One of my many readers pointed me toward a really good article at Planetizen by Roberta Brandes Gratz of the Project for Public Spaces. The article, called “Citizen Recovery Efforts Hit Government Barriers in New Orleans” is about the trials of re-building and repairing (apparently against the wishes of governmental forces) in New Orleans, but I was struck by the similarities with preservationists’ own experience on the Mississippi Gulf Coast after Katrina. For those unfamiliar with those experiences, I’ve created a semi-short (ok, it’s not short really, but it could have been lots longer) summary here. In general, I would say that New Orleans is going through the same tribulations that our own Gulf Coast went through, but Mississippi’s demolition/debris-removal phase began almost immediately after the storm surge washed out and was mostly completed within the first year after the storm. Some scattered demolition is still occurring today, but nowhere near the level we saw in that first year.

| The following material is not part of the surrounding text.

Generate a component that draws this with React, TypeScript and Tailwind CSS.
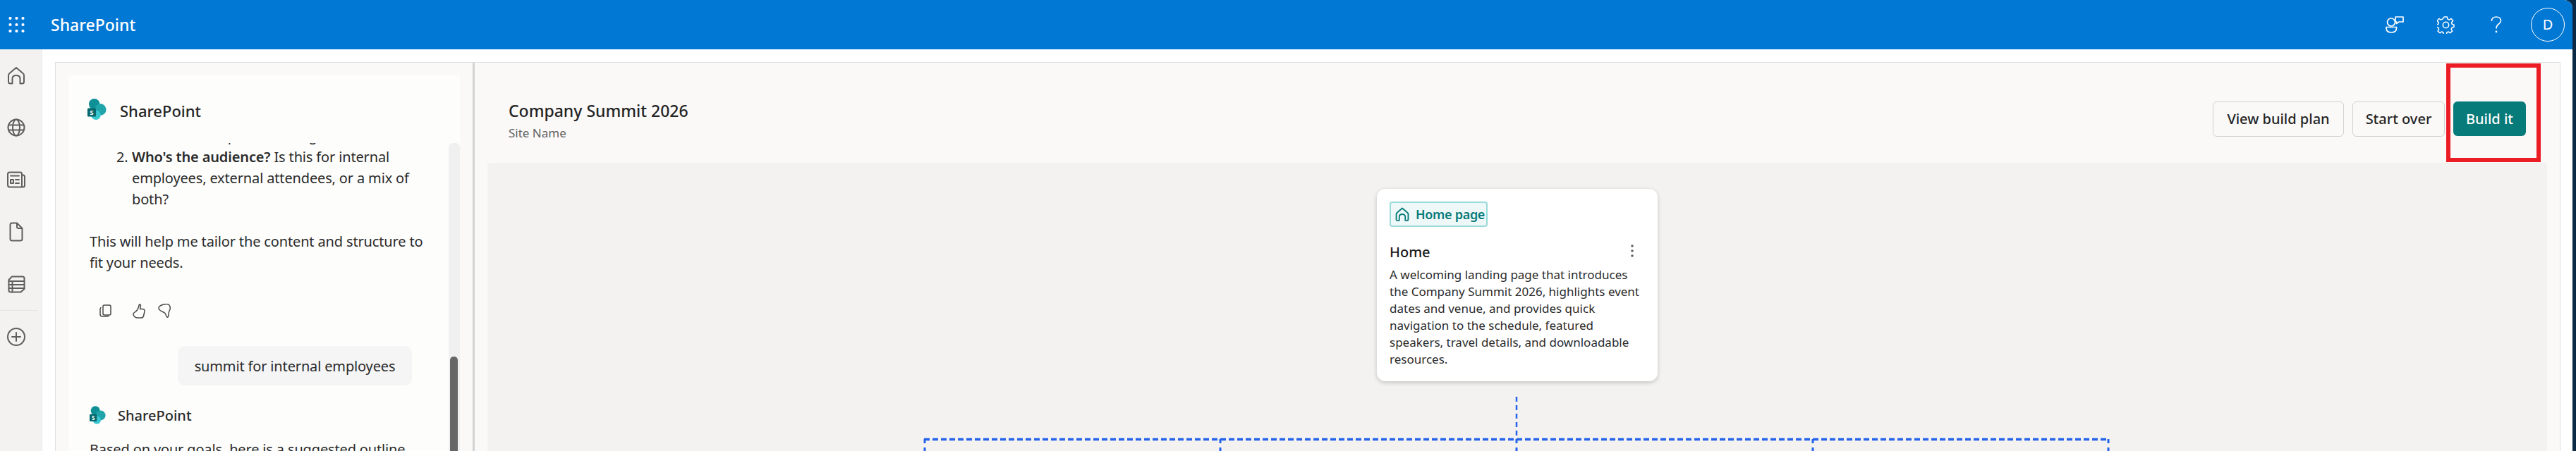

The biggest frustration for those of us who care about our historic properties and historic districts has been the push by all levels of government (it’s not a dysfunction confined to New Orleans) to demolish rather than repair. According to FEMA, Katrina was the first disaster in which that agency paid for demolition on private property–previously, property owners would have had to demolish their own buildings. While at first glance, this seems like a helpful thing to do, when you stop to think about the fact that on the Gulf Coast it meant giving an incentive to overwhelmed property owners to clear 70 miles of waterfront property (granted that a large portion of that property had already been “cleared” by Katrina itself) that would then be ripe for large-scale development, it seems less innocent. FEMA insists to this day that they are not allowed to spend money that would “improve” private property, refusing to see that removing hundreds of privately owned houses on small lots overlooking the water is itself a way of “improving” the property, mainly for predatory developers.
And it’s even more infuriating to think that I as a taxpayer paid for the demolition of even huge buildings like the Tivoli Hotel, when in fact, that building was heavily damaged (but repairable) by a casino barge that had loosed its moorings in as clear a case of owner negligence as I can see. If the hotel owner wanted it demolished, he should have sued the casino to demolish it, imho.
Here’s an excerpt from the Ms. Gratz’ article, and I hope you’ll read the rest by clicking here:
The momentum of bureaucracies, not an unfamiliar condition in every city, is often unstoppable. But, could it be that the city gets only demolition money from FEMA, not for repairs, and also uses CDBG money to tear down but not rebuild houses? The state, too, pays for demolition only. HUD provides Road Home money for the city to pay contractors and non-profit organizations to repair affordable housing units. Recently it was revealed that the city has failed to even spend the millions — somewhere between $11 and $35 million — given it by HUD, although non-profit organizations have done work and not yet been reimbursed. There has been no money for repairs except for small select programs of private and philanthropic groups. On all levels of government demolition is easier to come by than renovation. The only repair money is the federal Road Home Program and a very small state historic preservation grant program with onerous strings attached. One eligible grantee elevated his house and was disqualified [my note: I have some quibbles with these assertions–“onerous” is in the eye of the beholder, and sometimes owners have elevated much higher than their house even flooded, making their house tower over their neighbors and be structurally precarious to boot). Worse, some of the grant money went to homes that are now scheduled to be demolished for the tragically-sited new Charity hospital. The term Catch 22 was invented for post-Katrina New Orleans.
I’m also glad Ms. Gratz introduced me to the blog Squandered Heritage which, like Slabbed, takes a complex and frustrating subject that seems overwhelming to even try to understand and attempts to make some sense of it.
I understand that there are many public servants at all levels of government trying to make sense of contradictory laws and regulations and do the best they can for the Coast. But I also understand that preservation laws have only entered the picture as a series of boxes on a form to be checked so that plans that have already been made can move forward. We will have a few success stories like Beauvoir and Waveland School, but when I think about all the beautiful pieces of history that could have been saved and repaired, if only FEMA and the other government agencies had had an ounce of wanting to, it leaves a bitter taste in my mouth.